• [WHAT YOU NEED TO DO] Your answer should be a single number: the count of lines holding the word "Tailwind".

• [STORED DATA]
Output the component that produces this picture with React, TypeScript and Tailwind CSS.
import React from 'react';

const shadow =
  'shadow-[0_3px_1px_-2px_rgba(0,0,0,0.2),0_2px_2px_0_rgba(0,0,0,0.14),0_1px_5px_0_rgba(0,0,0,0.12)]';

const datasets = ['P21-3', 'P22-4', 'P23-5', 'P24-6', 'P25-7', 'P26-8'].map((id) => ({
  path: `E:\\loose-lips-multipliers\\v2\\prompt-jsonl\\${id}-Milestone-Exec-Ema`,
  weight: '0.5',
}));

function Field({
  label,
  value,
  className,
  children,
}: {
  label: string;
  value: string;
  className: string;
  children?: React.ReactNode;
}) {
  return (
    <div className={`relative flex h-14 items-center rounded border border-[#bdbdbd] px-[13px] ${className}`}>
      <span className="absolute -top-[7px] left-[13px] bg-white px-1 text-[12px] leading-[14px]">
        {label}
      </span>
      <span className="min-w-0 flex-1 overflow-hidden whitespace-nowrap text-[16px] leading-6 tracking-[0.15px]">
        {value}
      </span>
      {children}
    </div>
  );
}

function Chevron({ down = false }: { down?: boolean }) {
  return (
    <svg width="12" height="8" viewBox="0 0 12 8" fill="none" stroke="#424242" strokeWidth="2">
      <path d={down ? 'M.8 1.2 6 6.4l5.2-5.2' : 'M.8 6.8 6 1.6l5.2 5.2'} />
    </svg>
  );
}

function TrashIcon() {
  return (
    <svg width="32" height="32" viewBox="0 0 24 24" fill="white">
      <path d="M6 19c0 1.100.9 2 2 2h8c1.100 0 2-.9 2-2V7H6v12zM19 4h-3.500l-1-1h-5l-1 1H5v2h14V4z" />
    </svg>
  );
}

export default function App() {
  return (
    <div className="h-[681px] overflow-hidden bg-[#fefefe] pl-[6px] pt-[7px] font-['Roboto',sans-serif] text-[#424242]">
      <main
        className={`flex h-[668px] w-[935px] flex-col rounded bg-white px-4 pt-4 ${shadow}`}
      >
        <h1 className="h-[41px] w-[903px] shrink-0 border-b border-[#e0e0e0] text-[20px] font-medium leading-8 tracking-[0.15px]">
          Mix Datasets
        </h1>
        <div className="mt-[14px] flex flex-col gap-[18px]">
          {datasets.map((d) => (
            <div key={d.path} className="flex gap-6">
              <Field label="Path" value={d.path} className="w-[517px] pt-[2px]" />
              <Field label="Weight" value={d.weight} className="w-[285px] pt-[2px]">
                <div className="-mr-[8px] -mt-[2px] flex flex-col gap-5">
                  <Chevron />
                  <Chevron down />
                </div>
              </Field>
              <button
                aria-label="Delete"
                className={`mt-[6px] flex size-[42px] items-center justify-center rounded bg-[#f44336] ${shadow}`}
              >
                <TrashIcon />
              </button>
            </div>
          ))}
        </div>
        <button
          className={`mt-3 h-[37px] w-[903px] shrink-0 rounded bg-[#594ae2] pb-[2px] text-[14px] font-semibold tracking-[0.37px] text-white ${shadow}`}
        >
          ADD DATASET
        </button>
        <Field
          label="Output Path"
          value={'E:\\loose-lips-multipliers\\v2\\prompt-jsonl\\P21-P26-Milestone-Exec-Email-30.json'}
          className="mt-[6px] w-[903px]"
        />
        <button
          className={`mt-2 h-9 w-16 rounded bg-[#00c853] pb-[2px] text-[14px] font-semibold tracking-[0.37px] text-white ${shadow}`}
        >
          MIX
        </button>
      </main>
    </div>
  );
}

* * *

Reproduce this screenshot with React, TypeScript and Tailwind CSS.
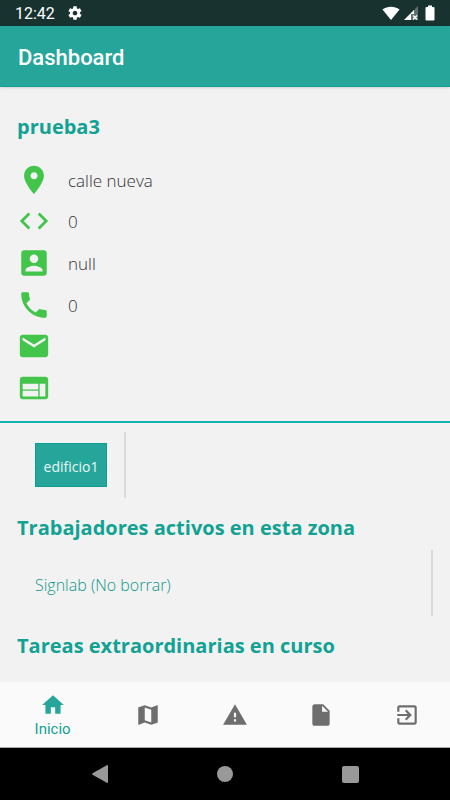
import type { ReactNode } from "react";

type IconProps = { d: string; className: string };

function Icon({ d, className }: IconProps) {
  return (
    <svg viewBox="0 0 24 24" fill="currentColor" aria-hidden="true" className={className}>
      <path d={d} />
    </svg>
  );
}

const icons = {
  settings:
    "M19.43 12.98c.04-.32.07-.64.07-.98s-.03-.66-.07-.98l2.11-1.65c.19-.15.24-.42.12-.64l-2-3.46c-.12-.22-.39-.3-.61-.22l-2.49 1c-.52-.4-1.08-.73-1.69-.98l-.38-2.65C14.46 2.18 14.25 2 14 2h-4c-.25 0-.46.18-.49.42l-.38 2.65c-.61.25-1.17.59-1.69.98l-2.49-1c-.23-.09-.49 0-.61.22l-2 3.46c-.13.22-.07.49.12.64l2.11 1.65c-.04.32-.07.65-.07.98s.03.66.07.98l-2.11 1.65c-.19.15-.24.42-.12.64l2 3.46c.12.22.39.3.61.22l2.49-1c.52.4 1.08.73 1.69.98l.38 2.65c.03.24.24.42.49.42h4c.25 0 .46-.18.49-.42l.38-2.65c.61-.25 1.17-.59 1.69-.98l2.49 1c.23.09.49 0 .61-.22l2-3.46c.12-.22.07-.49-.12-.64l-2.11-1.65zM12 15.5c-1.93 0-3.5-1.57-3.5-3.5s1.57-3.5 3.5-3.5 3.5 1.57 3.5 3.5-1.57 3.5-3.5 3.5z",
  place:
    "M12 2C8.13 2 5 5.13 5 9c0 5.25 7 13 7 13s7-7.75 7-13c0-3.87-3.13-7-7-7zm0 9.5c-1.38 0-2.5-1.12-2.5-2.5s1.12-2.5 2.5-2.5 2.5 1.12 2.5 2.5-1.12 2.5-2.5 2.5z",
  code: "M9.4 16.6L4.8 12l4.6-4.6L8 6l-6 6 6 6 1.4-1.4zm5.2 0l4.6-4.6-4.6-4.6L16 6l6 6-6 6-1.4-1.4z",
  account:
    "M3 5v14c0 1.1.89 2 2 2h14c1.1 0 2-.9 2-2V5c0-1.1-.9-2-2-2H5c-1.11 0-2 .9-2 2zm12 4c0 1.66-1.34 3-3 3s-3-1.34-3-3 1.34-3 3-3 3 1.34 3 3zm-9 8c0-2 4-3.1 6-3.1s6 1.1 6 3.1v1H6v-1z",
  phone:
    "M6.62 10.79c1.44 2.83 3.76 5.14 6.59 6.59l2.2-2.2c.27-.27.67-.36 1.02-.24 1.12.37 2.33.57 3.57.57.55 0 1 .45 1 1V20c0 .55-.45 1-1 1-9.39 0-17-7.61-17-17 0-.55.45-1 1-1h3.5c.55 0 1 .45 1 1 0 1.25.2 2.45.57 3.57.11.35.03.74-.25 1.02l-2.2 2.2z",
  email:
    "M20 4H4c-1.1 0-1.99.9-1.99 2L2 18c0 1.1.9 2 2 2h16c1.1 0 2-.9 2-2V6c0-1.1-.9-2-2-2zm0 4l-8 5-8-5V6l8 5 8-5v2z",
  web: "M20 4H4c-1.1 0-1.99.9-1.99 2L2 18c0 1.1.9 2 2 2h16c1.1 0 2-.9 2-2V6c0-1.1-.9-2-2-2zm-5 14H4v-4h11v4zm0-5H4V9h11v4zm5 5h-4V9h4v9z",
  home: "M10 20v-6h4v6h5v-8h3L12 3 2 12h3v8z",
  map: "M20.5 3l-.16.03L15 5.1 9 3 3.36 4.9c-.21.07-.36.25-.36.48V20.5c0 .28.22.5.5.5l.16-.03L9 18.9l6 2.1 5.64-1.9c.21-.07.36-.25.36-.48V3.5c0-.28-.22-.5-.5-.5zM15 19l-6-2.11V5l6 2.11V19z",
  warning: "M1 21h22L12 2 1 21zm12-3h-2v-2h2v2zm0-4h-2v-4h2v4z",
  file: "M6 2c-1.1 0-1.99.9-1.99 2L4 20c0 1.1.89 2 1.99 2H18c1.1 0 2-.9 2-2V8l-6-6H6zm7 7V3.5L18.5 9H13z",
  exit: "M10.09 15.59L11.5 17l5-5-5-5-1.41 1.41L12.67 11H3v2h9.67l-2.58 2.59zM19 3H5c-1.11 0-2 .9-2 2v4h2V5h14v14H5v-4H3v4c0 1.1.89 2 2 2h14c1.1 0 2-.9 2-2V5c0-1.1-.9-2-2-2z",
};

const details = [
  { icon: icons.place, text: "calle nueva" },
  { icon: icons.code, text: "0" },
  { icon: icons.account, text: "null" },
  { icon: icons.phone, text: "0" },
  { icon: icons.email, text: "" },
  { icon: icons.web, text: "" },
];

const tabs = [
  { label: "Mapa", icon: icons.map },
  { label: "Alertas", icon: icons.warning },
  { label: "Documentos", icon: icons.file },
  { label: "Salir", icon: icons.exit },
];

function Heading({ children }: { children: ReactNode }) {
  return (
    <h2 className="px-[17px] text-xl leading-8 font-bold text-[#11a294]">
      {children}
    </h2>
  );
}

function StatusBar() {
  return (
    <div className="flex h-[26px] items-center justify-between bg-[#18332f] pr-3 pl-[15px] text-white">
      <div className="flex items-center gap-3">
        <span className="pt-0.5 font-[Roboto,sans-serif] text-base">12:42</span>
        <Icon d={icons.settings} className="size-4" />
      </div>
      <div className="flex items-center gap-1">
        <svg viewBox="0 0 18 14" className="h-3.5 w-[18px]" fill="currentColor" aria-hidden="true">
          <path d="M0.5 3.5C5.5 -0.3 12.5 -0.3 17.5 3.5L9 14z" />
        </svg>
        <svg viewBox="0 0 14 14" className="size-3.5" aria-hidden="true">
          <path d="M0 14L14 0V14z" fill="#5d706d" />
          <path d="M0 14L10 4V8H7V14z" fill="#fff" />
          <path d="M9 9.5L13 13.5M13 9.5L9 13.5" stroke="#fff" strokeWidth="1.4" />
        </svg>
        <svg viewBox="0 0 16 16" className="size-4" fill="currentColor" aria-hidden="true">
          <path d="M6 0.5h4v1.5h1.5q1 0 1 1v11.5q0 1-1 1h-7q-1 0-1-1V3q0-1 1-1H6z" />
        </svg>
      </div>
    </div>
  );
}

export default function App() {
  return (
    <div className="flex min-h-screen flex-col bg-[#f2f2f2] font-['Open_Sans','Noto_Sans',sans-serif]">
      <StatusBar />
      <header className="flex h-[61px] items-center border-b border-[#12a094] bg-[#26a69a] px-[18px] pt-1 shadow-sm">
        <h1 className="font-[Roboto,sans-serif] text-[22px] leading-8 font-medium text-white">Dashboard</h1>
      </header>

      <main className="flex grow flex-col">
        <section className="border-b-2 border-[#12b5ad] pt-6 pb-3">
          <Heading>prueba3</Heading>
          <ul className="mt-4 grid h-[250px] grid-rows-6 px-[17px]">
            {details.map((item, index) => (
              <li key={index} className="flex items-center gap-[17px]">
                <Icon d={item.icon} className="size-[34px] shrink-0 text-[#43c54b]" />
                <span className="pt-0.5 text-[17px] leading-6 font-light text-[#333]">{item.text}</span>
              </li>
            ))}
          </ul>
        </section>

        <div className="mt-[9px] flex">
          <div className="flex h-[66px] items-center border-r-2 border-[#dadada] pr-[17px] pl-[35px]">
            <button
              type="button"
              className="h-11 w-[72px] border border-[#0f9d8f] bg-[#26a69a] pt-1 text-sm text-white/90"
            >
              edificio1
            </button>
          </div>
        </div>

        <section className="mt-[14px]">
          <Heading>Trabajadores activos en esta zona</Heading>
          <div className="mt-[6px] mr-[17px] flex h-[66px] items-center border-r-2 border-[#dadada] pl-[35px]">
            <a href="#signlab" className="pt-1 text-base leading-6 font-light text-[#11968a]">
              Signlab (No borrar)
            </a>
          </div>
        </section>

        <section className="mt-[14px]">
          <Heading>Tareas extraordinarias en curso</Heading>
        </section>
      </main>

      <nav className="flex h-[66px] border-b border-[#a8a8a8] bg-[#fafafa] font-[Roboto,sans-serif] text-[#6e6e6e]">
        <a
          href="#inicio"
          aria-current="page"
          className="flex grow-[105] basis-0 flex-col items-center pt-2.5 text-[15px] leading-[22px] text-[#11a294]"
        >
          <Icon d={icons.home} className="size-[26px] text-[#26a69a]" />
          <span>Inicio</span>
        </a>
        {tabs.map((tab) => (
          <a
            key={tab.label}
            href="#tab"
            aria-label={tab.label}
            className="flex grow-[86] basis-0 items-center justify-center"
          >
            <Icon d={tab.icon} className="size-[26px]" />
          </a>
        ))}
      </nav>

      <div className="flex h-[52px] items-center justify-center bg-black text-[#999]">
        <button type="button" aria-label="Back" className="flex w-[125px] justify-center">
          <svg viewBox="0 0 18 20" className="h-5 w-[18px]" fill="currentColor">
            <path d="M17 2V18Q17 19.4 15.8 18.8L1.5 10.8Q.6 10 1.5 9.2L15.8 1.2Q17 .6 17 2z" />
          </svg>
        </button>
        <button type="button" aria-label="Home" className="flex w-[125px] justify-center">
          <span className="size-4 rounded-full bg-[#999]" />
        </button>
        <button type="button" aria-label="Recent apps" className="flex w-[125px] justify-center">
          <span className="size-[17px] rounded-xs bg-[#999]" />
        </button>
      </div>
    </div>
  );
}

...

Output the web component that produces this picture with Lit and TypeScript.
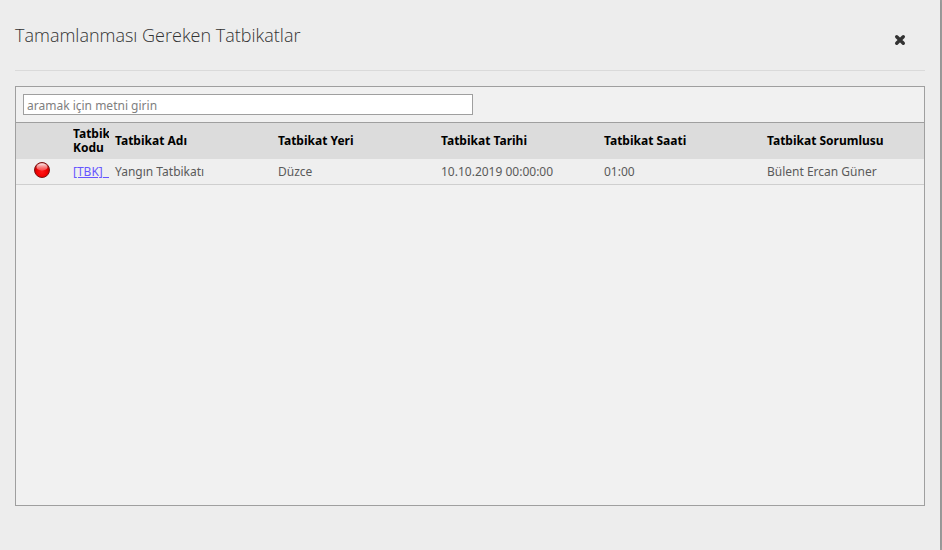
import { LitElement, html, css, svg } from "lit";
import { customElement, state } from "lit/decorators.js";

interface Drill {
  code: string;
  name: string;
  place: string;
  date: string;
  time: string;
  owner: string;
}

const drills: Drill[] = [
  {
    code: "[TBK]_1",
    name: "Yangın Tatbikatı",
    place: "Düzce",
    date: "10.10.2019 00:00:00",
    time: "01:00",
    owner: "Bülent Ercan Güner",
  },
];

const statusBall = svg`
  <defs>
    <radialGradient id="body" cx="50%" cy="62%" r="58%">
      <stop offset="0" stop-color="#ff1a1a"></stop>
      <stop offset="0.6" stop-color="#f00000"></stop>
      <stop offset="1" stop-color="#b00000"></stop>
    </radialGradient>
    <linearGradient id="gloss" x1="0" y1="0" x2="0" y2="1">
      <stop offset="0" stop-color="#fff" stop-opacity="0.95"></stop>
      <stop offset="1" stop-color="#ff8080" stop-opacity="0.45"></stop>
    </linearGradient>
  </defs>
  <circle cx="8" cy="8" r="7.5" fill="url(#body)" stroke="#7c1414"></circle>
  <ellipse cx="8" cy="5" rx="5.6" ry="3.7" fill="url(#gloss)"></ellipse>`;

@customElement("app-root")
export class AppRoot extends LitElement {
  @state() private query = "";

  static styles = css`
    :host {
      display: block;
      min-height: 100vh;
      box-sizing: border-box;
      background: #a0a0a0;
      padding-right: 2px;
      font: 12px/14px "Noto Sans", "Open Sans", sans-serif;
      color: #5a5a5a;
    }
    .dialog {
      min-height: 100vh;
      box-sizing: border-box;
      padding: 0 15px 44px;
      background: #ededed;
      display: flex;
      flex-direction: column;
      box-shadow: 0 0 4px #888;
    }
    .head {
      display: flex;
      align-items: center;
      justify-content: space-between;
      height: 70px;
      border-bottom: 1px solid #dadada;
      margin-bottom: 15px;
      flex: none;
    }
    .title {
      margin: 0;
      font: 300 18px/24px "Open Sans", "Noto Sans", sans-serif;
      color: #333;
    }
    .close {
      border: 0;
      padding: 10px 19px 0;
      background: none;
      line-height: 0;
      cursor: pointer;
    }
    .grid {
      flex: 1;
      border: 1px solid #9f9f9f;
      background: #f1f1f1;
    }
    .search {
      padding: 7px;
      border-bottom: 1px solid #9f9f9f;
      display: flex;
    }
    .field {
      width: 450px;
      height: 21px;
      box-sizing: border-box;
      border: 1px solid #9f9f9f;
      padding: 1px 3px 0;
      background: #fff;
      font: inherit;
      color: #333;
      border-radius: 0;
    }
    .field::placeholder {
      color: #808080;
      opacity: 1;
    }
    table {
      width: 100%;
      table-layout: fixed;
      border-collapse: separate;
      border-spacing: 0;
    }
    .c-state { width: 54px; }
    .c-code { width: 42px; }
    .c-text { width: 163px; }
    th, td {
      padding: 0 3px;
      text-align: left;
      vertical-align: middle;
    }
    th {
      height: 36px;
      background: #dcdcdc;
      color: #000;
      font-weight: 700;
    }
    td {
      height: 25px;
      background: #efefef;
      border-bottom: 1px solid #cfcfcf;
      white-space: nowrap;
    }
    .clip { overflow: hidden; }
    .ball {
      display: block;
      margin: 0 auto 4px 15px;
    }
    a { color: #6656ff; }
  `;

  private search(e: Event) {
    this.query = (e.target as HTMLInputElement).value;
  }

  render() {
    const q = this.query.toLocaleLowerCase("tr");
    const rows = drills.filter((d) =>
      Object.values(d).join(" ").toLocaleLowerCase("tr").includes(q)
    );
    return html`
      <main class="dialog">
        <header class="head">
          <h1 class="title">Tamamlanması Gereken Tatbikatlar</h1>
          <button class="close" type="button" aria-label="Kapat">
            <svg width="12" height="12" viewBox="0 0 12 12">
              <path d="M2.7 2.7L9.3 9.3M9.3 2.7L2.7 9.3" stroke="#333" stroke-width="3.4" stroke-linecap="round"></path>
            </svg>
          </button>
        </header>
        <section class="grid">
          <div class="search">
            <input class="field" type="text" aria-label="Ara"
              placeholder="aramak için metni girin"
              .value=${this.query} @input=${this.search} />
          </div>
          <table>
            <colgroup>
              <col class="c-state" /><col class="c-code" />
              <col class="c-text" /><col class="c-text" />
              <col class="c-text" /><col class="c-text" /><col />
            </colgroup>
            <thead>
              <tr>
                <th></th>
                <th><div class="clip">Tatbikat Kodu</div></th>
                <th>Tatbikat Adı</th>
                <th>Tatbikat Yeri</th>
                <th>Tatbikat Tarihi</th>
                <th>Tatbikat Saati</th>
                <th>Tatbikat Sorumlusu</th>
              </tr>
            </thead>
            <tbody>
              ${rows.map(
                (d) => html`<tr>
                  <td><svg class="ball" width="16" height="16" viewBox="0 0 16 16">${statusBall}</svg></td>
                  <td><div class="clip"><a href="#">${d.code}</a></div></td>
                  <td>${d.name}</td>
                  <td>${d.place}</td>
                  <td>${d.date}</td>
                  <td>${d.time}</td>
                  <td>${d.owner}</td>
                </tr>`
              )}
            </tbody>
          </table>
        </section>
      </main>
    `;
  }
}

• [WRITTEN RESPONSE] 2